In more detail, in this function, particles in prediction and groundtruth are divided into 4 categories:

  1. True Positive: TP, correctly segmented particles.
  2. Merged particles: wrongly segmented particles - several particles in groundtruth are considered as 1 object in prediction.
  3. False Positive: FP, no corresponding particles in the groundtruth.
  4. False Negative:FN, missed particles in the groundtruth.

And then several quantitative evaluation results could be given:

  1. Precision (TP / particles in prediction)
  2. Recall (TP / particles in groundtruth)
  3. Merged rate (merged particle number / particles in groundtruth): since the center coordinate of each individual particle is also important in this project, this metrics is also included to check whether adjacent particles could be separated appropriately.

In addtion, to evaluate the results visually, we also give options to plot one 2d slice of the visually evaluation results or to save the whole 3d visually evaluation volume into mrc file. In these plots, TP particles have value=1 and color green, merged particles have value=2 and color yellow while FN/FP have value=3 and color red. Comparing the number of particles in different colors, user could have a feeling of how good the results are.
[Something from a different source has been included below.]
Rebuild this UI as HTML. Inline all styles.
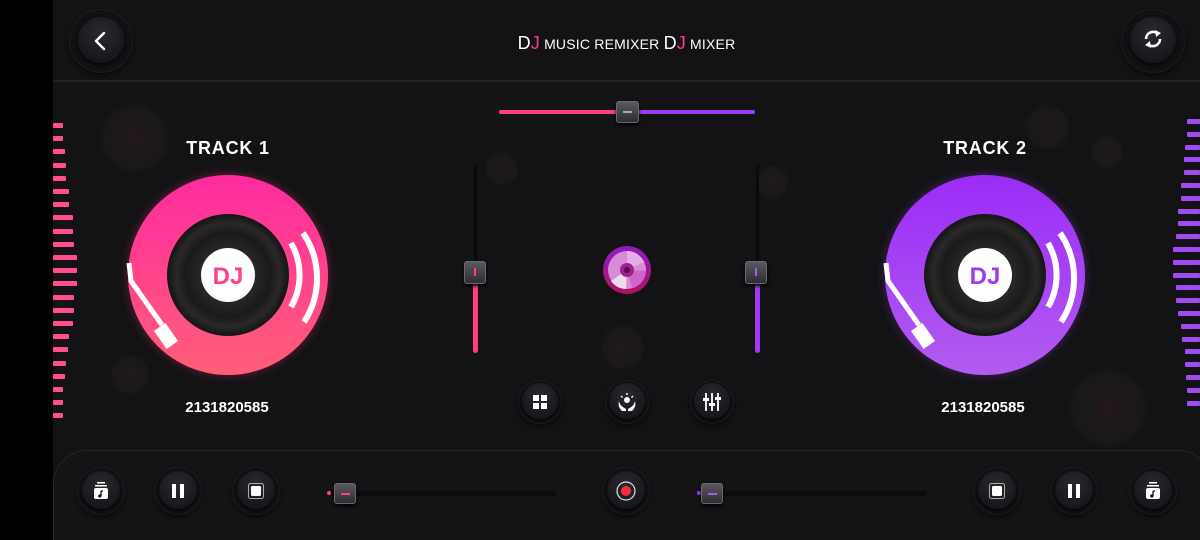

To run the evaluation, you should also modify several parameters in the main function in evaluation.py, such as path_pred .

Example run:

python evaluation.py

Here you could find an example 2D slice of the visually evaluation results. (TP: Green, merged particles: yellow, FP in the prediction: Red and FN in the groundtruth: Red)

Results:

Below shows one example of the final files you could get. After running end2end_framework.py, you could obtain a instance labelled particle detection in mrc file (as Figure b) shows) and the center coordinates of all detected particles in txt file (as Figure d) shows). And after running evaluation.py, you could also obtain an evaluated results (as Figure c) shows) using different values to denote TP, FP, FN and merged particles.